What is expected:
Find every line in the records below that holds the word "screenshot", and copy it out.

Material for this task:
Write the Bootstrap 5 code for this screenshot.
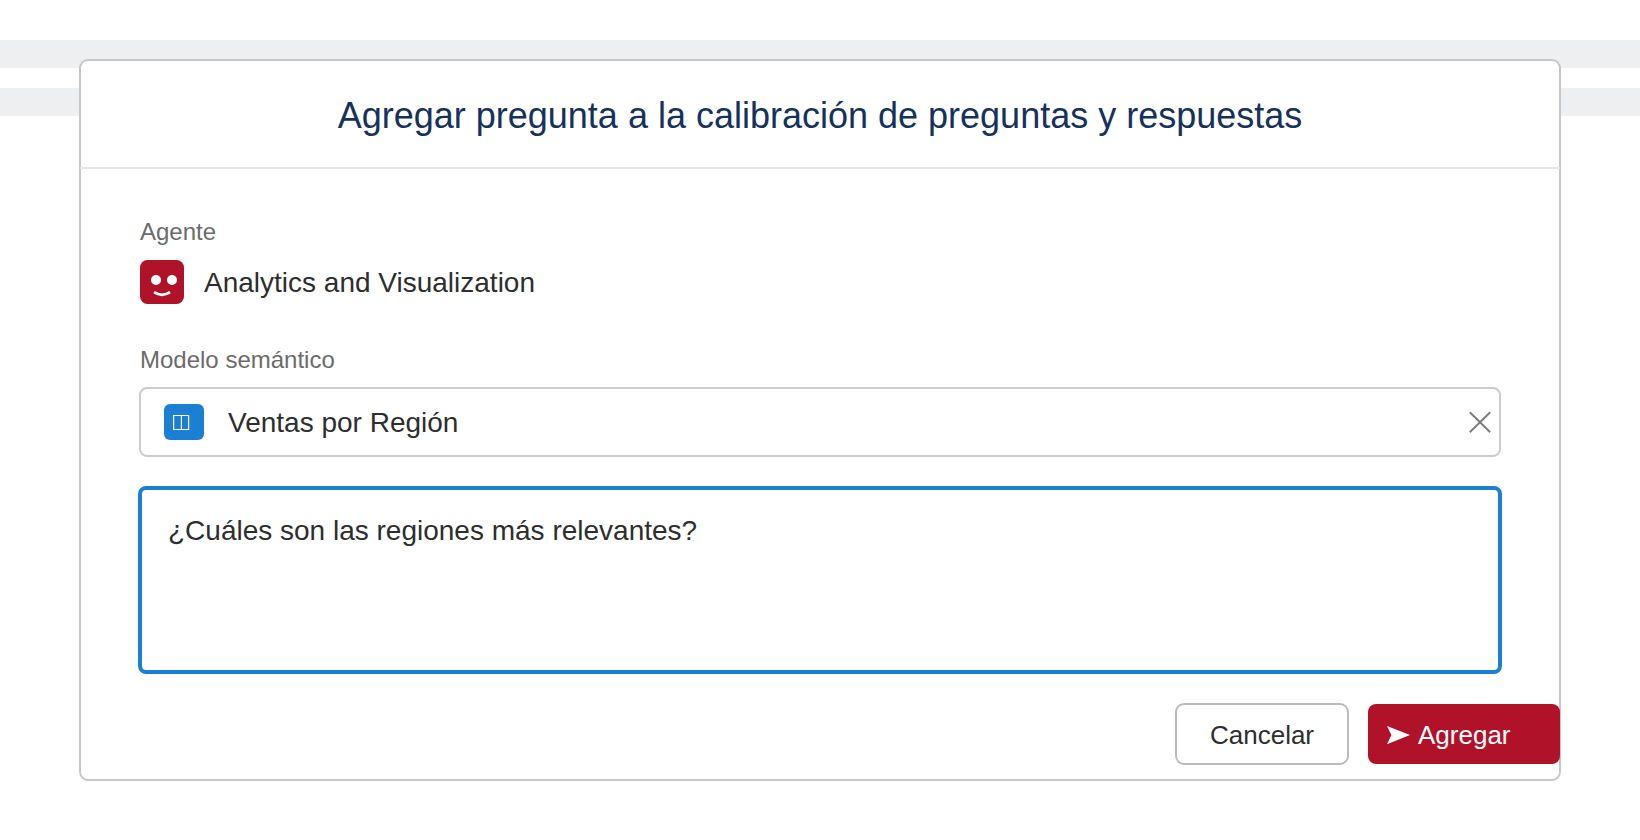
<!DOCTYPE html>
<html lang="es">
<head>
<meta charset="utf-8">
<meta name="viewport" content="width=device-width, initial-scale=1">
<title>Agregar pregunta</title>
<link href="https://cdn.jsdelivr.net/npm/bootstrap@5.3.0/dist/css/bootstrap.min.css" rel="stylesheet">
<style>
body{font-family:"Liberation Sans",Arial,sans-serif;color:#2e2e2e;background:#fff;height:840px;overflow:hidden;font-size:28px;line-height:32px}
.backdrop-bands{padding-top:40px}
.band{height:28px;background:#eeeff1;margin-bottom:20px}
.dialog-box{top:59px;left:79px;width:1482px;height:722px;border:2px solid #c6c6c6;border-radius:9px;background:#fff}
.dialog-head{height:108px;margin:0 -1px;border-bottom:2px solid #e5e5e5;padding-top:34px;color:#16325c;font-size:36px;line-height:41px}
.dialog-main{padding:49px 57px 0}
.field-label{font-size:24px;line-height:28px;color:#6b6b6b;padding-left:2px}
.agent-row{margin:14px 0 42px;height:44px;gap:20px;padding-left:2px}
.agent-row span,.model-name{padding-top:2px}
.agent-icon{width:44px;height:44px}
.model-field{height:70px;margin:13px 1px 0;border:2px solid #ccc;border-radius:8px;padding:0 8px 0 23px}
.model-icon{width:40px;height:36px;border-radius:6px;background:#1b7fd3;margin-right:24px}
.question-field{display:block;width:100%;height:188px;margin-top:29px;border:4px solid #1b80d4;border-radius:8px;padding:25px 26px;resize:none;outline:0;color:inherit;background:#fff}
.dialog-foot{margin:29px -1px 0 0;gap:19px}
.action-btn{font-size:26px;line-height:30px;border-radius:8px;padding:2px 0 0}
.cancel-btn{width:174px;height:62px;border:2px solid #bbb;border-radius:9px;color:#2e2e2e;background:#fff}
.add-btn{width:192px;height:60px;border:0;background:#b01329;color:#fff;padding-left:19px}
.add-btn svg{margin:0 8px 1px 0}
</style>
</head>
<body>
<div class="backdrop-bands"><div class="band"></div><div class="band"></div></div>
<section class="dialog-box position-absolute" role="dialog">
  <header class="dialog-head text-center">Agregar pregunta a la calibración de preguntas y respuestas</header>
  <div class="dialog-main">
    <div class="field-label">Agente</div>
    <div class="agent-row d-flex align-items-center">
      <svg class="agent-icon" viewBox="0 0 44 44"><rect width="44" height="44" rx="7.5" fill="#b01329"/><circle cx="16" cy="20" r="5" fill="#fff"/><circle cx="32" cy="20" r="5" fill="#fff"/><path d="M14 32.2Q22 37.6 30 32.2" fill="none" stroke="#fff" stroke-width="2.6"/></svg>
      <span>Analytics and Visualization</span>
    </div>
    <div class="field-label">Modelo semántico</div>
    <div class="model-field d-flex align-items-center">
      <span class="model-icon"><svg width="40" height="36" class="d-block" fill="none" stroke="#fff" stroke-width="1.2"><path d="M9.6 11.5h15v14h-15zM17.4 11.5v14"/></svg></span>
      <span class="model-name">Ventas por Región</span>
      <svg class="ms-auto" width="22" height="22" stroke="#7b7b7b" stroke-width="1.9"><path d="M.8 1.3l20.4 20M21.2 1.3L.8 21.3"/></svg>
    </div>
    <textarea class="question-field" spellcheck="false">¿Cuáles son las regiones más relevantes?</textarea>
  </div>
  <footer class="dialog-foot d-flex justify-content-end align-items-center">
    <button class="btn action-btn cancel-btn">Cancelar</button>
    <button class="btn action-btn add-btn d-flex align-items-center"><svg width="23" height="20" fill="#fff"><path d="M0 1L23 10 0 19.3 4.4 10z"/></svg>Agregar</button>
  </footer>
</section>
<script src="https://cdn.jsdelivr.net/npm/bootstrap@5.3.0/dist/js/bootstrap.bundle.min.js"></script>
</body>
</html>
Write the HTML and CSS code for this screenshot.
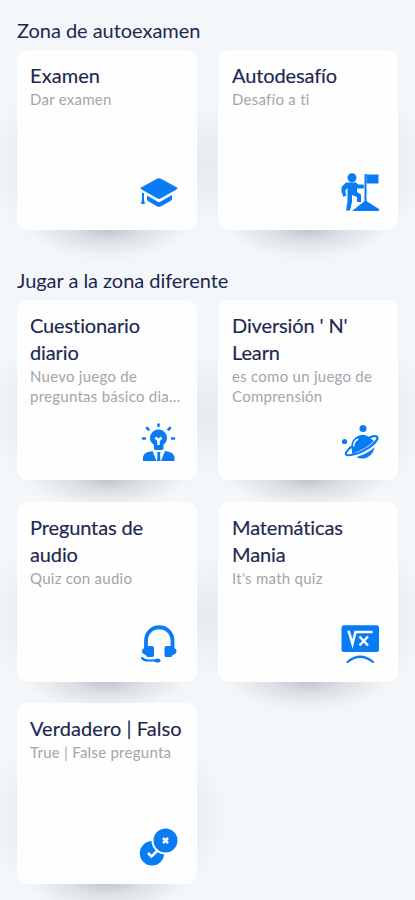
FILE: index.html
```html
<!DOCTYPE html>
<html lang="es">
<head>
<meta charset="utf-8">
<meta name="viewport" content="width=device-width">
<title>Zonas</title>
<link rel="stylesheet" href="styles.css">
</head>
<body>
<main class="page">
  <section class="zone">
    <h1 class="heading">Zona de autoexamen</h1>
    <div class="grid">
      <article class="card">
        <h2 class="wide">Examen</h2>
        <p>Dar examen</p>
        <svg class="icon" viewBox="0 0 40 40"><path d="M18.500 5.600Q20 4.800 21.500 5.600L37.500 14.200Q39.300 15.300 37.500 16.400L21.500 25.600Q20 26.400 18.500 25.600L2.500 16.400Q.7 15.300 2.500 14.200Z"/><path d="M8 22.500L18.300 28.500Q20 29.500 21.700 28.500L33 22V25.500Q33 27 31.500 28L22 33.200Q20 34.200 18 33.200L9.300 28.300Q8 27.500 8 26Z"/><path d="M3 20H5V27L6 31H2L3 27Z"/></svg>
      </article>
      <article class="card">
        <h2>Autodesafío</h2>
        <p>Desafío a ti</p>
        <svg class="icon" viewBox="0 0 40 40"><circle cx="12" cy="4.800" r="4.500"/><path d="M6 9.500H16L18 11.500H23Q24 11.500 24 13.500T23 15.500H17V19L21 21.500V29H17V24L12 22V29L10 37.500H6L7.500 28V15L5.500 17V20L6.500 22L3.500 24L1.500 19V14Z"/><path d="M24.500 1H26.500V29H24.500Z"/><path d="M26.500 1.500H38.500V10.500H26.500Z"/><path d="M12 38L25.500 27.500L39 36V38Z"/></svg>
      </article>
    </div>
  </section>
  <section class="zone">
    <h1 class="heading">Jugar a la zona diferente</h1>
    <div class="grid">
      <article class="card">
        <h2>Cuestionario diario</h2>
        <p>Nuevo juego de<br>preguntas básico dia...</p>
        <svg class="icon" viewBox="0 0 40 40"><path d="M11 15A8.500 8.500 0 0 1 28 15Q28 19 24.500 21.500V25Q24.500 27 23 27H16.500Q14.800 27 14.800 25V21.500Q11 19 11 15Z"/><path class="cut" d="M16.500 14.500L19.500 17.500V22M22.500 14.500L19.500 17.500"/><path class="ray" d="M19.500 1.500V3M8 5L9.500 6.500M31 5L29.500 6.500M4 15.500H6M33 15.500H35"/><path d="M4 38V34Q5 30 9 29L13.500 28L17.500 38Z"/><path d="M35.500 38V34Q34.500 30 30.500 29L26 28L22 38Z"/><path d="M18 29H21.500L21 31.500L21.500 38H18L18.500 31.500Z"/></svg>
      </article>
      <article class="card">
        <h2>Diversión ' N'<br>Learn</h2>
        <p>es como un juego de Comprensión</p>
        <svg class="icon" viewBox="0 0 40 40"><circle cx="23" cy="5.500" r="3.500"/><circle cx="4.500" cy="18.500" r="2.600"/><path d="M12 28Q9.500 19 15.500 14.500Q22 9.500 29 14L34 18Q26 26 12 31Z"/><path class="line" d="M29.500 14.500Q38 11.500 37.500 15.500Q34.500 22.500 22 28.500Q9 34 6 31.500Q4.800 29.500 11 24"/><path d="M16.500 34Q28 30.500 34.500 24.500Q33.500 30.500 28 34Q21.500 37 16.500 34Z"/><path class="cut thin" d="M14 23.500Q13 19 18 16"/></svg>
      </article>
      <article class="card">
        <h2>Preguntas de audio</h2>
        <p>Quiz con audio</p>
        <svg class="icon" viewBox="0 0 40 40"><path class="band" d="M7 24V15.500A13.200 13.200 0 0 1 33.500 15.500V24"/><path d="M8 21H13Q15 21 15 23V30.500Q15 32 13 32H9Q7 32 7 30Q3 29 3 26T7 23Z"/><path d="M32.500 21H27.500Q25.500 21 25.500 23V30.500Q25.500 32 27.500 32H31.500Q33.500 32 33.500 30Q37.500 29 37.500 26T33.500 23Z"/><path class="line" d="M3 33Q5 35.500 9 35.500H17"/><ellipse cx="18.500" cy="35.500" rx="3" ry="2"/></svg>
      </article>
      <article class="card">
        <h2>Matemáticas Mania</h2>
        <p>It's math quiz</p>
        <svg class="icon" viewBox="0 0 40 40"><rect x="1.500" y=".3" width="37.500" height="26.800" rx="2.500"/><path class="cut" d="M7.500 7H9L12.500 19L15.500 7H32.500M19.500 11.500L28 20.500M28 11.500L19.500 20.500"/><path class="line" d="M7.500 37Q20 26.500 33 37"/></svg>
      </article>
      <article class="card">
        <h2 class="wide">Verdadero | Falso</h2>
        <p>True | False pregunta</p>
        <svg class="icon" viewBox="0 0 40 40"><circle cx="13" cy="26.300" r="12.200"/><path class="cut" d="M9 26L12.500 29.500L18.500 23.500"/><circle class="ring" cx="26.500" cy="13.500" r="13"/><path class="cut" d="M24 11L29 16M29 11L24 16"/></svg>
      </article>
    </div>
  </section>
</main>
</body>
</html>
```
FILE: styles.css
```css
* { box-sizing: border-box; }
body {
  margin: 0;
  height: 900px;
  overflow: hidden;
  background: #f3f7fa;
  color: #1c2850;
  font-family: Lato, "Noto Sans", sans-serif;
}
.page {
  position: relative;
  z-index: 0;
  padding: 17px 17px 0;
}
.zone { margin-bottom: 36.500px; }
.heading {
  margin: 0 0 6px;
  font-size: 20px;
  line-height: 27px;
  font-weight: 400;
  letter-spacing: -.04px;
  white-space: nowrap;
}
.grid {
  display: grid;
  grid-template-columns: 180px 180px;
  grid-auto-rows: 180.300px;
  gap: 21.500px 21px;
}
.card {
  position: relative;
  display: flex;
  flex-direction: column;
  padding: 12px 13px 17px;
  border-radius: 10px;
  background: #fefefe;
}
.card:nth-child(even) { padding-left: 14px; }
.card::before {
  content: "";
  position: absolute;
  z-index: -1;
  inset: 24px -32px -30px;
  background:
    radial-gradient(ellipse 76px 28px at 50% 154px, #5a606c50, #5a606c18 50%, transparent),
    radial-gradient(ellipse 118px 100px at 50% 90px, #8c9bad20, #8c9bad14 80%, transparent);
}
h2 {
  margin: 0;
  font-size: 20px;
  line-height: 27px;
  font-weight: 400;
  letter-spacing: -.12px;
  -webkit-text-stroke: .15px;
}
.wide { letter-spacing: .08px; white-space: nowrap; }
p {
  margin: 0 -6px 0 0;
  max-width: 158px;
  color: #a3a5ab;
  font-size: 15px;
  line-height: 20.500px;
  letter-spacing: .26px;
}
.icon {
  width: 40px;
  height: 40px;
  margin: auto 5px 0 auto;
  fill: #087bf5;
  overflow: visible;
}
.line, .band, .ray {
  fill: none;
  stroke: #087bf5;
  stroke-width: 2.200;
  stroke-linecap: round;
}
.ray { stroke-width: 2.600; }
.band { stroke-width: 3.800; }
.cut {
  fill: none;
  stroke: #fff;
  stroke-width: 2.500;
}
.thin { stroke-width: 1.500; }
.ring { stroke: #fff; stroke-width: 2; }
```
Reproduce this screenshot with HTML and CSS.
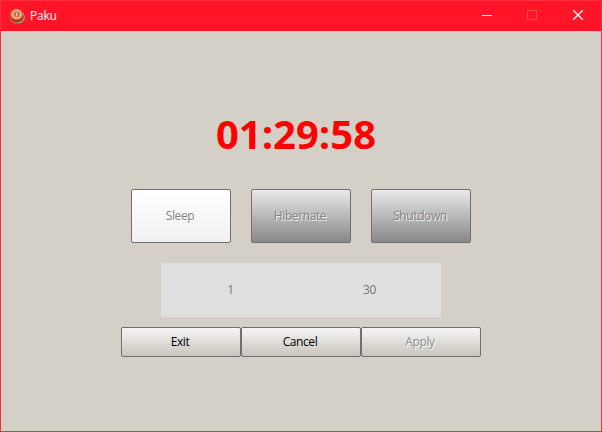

Correct answer:
Write the Bootstrap 5 code for this screenshot.
Write the HTML and CSS code for this screenshot.
Reproduce this screenshot with HTML and CSS.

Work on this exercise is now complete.